On Twitter over the last few days, the documentary has sparked conversation about how awful and cruel celebrity culture was in the aughts. And it’s true, there has been a remarkable sea change in the public’s stance towards the famous, a merciless gawking, and invasive voyeurism giving way to a more earnest, adoring stan culture. I can understand the impulse to pat ourselves on the back for this transformation, for getting kinder, gentler, woker, but I’m not sure what has changed is our sensitivity so much as our sources.

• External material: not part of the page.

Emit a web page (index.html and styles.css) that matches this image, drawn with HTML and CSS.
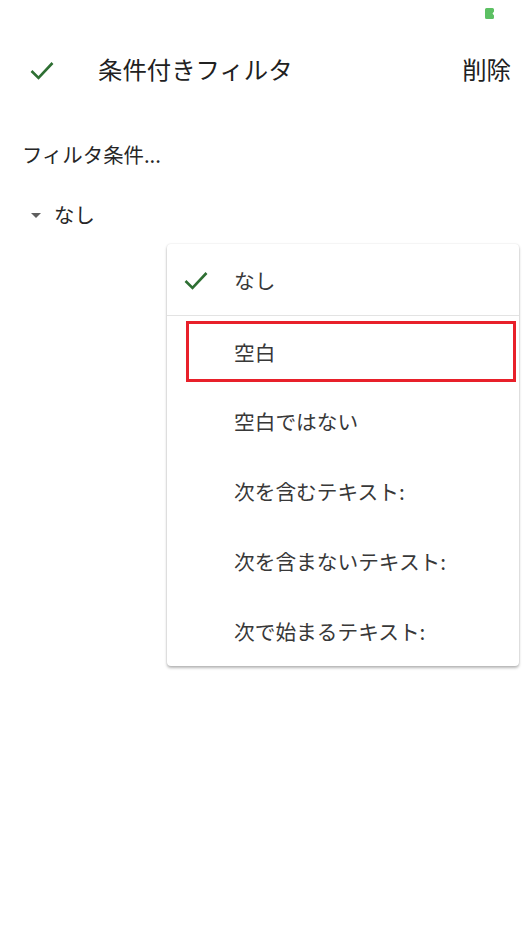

In the aughts, information about celebrities still came largely from paparazzi-fueled tabloids, which profited on drama and exploited the lowest-hanging tensions in our culture. They were cruel, bracingly impertinent, and unabashed in a way that could be fun if you glossed over the humanity of the celebrity they were spit-roasting. One of the things that’s changed since is our growing awareness of that humanity—because now our gossip comes from the celebrities themselves. When your access to a celebrity is through their social media feed, you’re getting it from their perspective. You’re getting to see what they want you to, which often includes what cuts, hurts, and bothers them. You’re getting to see them as people, not just avatars of our societal hang-ups. It’s resulted in a more humane, sympathetic stance—but I don’t know how much credit we can take for that. The way we get the story changed, not us.

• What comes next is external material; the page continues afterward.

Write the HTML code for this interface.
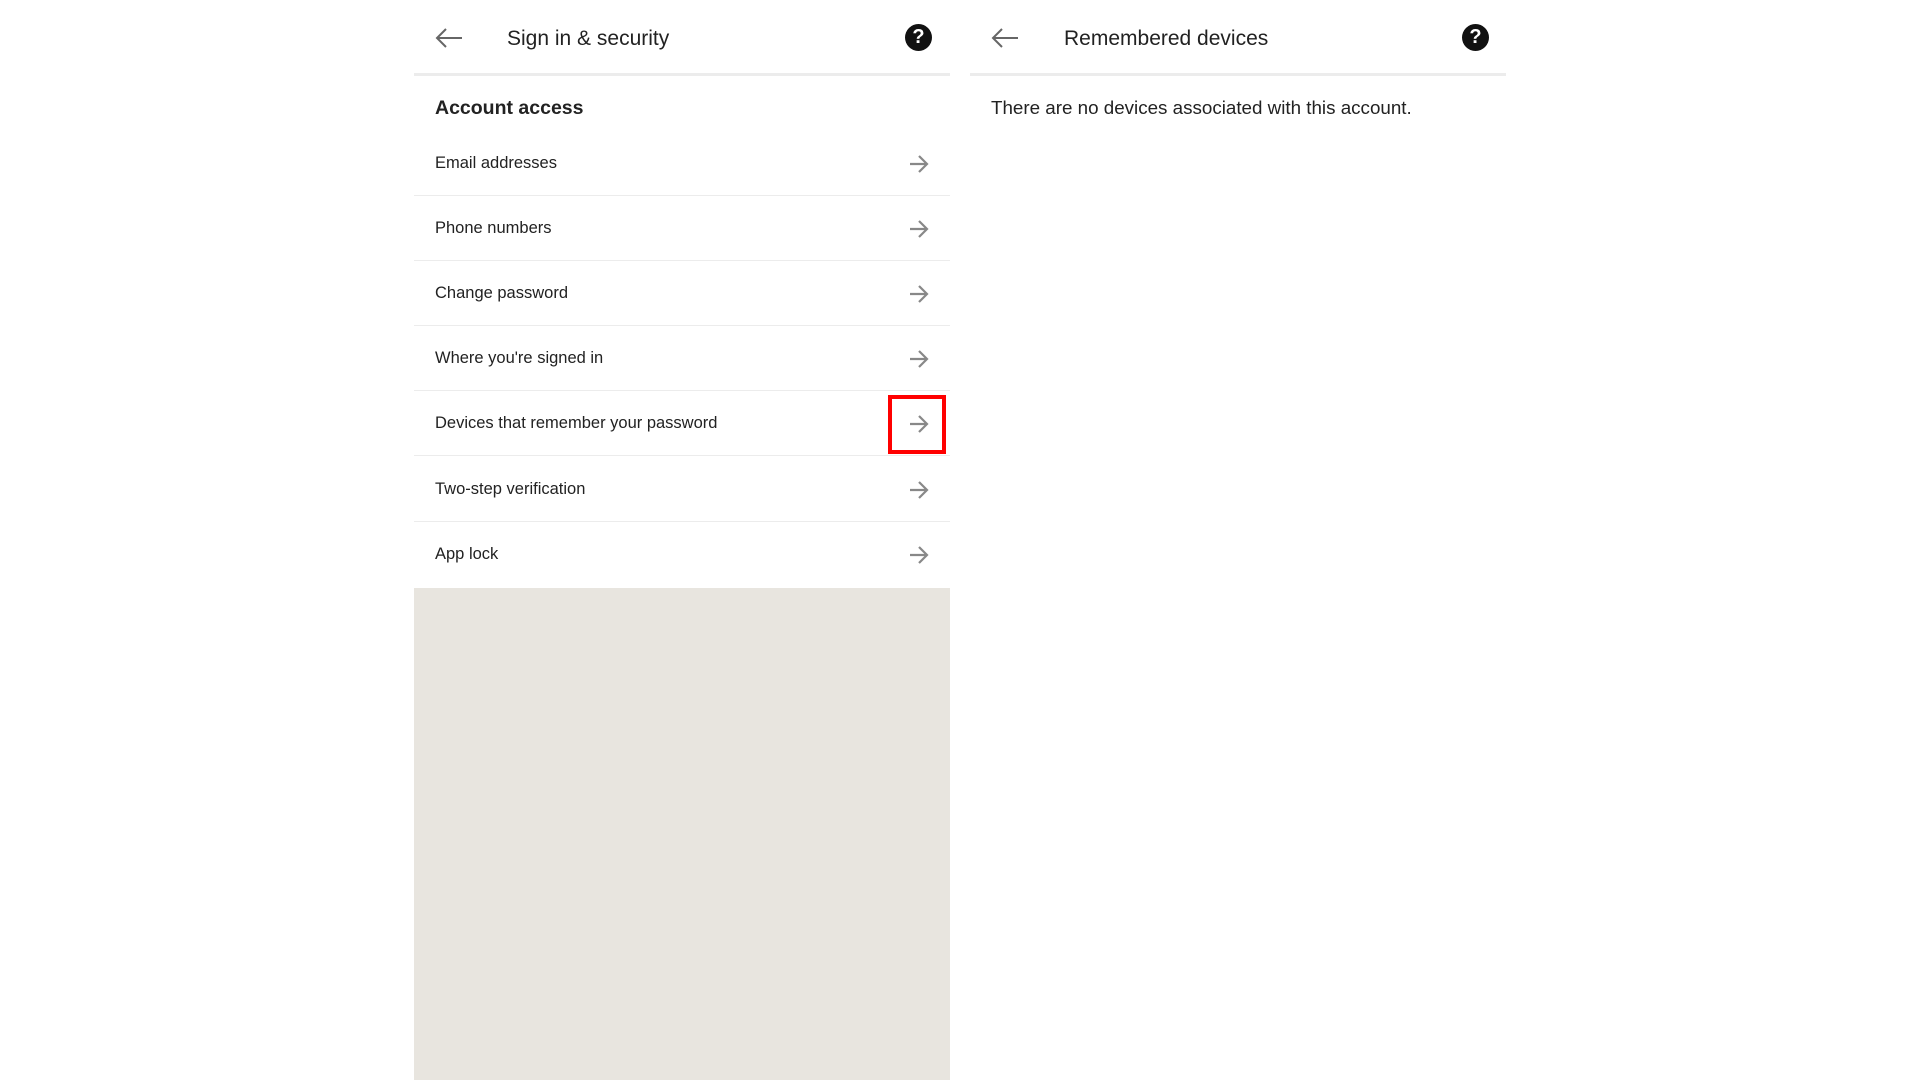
<!DOCTYPE html>
<html><head><meta charset="utf-8"><style>
*{margin:0;padding:0;box-sizing:border-box}
body{width:1920px;height:1080px;background:#fff;font-family:"Liberation Sans",Roboto,sans-serif;color:#222;position:relative;overflow:hidden}
.panel{position:absolute;top:0;width:536px;height:1080px;background:#fff}
.hdr{position:absolute;top:0;left:0;right:0;height:76px;border-bottom:3px solid #ececec}
.back{position:absolute;left:20px;top:26px}
.title{position:absolute;left:93px;top:27px;font-size:21px;color:#222}
.help{position:absolute;top:24px;width:27px;height:27px;border-radius:50%;background:#111;color:#fff;font-weight:bold;font-size:20px;text-align:center;line-height:27px}
.sec{position:absolute;left:21px;top:97px;font-size:19.5px;font-weight:bold;color:#222}
.row{position:absolute;left:0;right:0;height:65px;border-bottom:1px solid #ececec}
.row span{position:absolute;left:21px;top:23px;font-size:16.5px;color:#222}
.row svg{position:absolute;right:20px;top:23px}
.gray{position:absolute;left:0;right:0;top:588px;bottom:0;background:#e8e5df}
.red{position:absolute;left:474px;top:395px;width:58px;height:59px;border:4px solid #f00}
</style></head><body>
<div class="panel" style="left:414px">
 <div class="hdr">
  <svg class="back" width="30" height="24" viewBox="0 0 30 24"><path d="M28 12H3M12 3L3 12l9 9" fill="none" stroke="#666" stroke-width="2"/></svg>
  <div class="title">Sign in &amp; security</div>
  <div class="help" style="left:491px">?</div>
 </div>
 <div class="sec">Account access</div>
 <div class="row" style="top:131px"><span>Email addresses</span><svg width="22" height="20" viewBox="0 0 22 20"><path d="M2 10h17M11 2l8 8-8 8" fill="none" stroke="#888" stroke-width="2.2"/></svg></div>
 <div class="row" style="top:196px"><span>Phone numbers</span><svg width="22" height="20" viewBox="0 0 22 20"><path d="M2 10h17M11 2l8 8-8 8" fill="none" stroke="#888" stroke-width="2.2"/></svg></div>
 <div class="row" style="top:261px"><span>Change password</span><svg width="22" height="20" viewBox="0 0 22 20"><path d="M2 10h17M11 2l8 8-8 8" fill="none" stroke="#888" stroke-width="2.2"/></svg></div>
 <div class="row" style="top:326px"><span>Where you're signed in</span><svg width="22" height="20" viewBox="0 0 22 20"><path d="M2 10h17M11 2l8 8-8 8" fill="none" stroke="#888" stroke-width="2.2"/></svg></div>
 <div class="row" style="top:391px"><span>Devices that remember your password</span><svg width="22" height="20" viewBox="0 0 22 20"><path d="M2 10h17M11 2l8 8-8 8" fill="none" stroke="#888" stroke-width="2.2"/></svg></div>
 <div class="row" style="top:457px"><span>Two-step verification</span><svg width="22" height="20" viewBox="0 0 22 20"><path d="M2 10h17M11 2l8 8-8 8" fill="none" stroke="#888" stroke-width="2.2"/></svg></div>
 <div class="row" style="top:522px;border-bottom:none"><span>App lock</span><svg width="22" height="20" viewBox="0 0 22 20"><path d="M2 10h17M11 2l8 8-8 8" fill="none" stroke="#888" stroke-width="2.2"/></svg></div>
 <div class="gray"></div>
 <div class="red"></div>
</div>
<div class="panel" style="left:970px">
 <div class="hdr">
  <svg class="back" width="30" height="24" viewBox="0 0 30 24"><path d="M28 12H3M12 3L3 12l9 9" fill="none" stroke="#666" stroke-width="2"/></svg>
  <div class="title" style="left:94px">Remembered devices</div>
  <div class="help" style="left:492px">?</div>
 </div>
 <div style="position:absolute;left:21px;top:97px;font-size:18.8px;color:#222">There are no devices associated with this account.</div>
</div>
</body></html>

If I have one quibble with Framing Britney Spears, it’s that it inhabits the new, gentler celebrity culture a little too thoroughly. It glosses Spears purely as victim of our gross culture, and although she is a victim of our gross culture, that skips over the period in which she controlled it like a marionette. Shaping and responding to how people think of you, without being run over by how people think of you, is what successful celebrities do. It’s very hard and it’s what Spears once made look easy. There’s that oops again.
For a period of about four years, Spears effortlessly surfed our icky fascination with her maturation, inhabiting “Not a Girl, Not Yet a Woman” territory long before she turned it into a song. She took the lurid and downright creepy interest in her blossoming sexuality and turned it into her VMA performance of “Satisfaction,” walking that line between factually tame and totally titillating. She nearly got all the way to adult sexuality, career going swimmingly, with “I’m a Slave 4 U,” which she performed while fondling a giant boa constrictor. By then, the pressures on her, always enormous and sexist, were only more so. She could no longer thread the eye of an ever-narrowing needle and her reputation stumbled—though, never, entirely, her career. That she still has one—the reason she isn’t someone we feel bad about, if we could only remember her—is because of the period when she was a step ahead, when she controlled the narrative. A class act.